Um cronista famoso ajudou a consolidar o título em uma edição do jornal. Como o
critério para as gafes vinham justamente de convenções incapazes de entender a
nova linguagem que ali se construía, o nome é m tributo. É uma homenagem que se
chame a maior expressão da fidelidade corporal à música brasileira de “samba de
gafieira”. E assim de fato é chamado, com muito orgulho. O desenvolvimento
dessa dança seguiu os passos correlatos ao desenvolvimento da própria música: o
tango argentino sempre esteve entre o elenco de influencias da música
brasileira, e o refinamento técnico do samba de gafieira teve de passar orgânica
e necessariamente por uma fase de influencias fortes do Tango. A personalidade,
contudo, se manteve presa à matriz sincopada emprestada da África. A ginga, o
molejo, o jogo de cintura e os estilhaços do jogo de pé, compõem a alma do
comportamento corporal, e da sensação que a dança procura. A alegria e a
tristeza do povo que frequentou as gafieiras do Rio no início do século XX e
fim do XIX fecundou o quadro de movimentos, fosse por imitação uns dos outros,
fosse por competição. As gafieiras continuaram fecundas por muitas décadas.
Hoje a tecnicalidade do samba de gafieira chegou a um nível que exclui as expressões
mais diletantes de amadorismo. Temos como resultado uma expansao cultural madura
e autônoma, que cresceu em exposição constante às tendências da música, adquirindo mais tarde uma dosagem de influência do morro, das
favelas, da paixão pelo futebol, e chegando enfim a uma estrutura refinada de condução
e movimentação. Os dançarinos de ballroom samba internacional dancam hoje a uma
versão muito antiga do Maxixe, cujo nome mudou mais tarde para samba por puras
razoes monetárias. Mesmo os movimentos que permanecem os mesmos, no entanto,
foram adulterados até adquirir uma estrutura mais europeia, emprestada de estereótipos
latinos, no mais das vezes caribenhos, que ultrajam a memoria da cultura e da
musica brasileira. O international ballroom samba não apenas não é samba, como
também não é mais Maxixe, mas sim uma mera sombra de traços acidentais copiada
a um modelo latino de felicidade e alegria sem fim, que seduz europeus velhos e
jovens ingênuos. Arvorados sobre ideais técnicos antigos e tradições clássicas,
a federação internacional continua tentando falar por uma realidade cultural que
não lhes toca. Ao se referir ao samba, se referem ao “samba brasileiro” como se
esse fosse a exceção, mero rebolado erótico e 'exotismo' sem relevância. E se dão o direito de sentir-se indignados e
ultrajados se alguém os contesta e pede explicações. O mais escandaloso e a sua consciencia tranquila: acreditam estar quietos, e olham os brasileiros como os que procuram o conflito ... como se não fosse
um ultraje e um desrespeito se dar o direito de falar pelo corpo e inteligência
de uma cultura da qual eles não entendem: nada.

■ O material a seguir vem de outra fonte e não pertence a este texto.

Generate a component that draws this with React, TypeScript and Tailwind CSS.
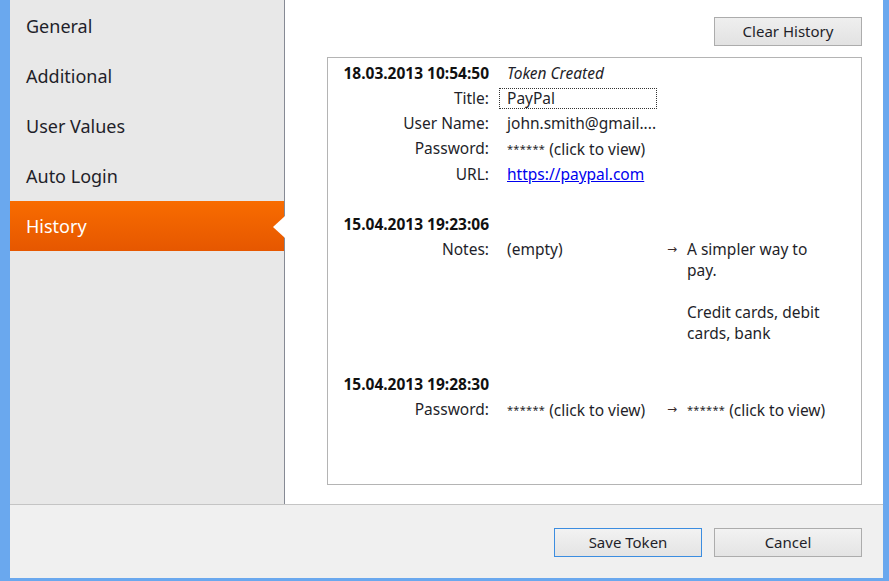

In this blog i will reinforce the necessity to think about the International ballroom dance colonization as a political discussion. One of my aims is to educate about the technical richness of Brazilian dances, recovering our confidence to speak for ourselves and for our own culture. This way i can contribute to the latin-american dance studies that still do not exist, but that is necessary to set us free from the discursive imperialism of the international community.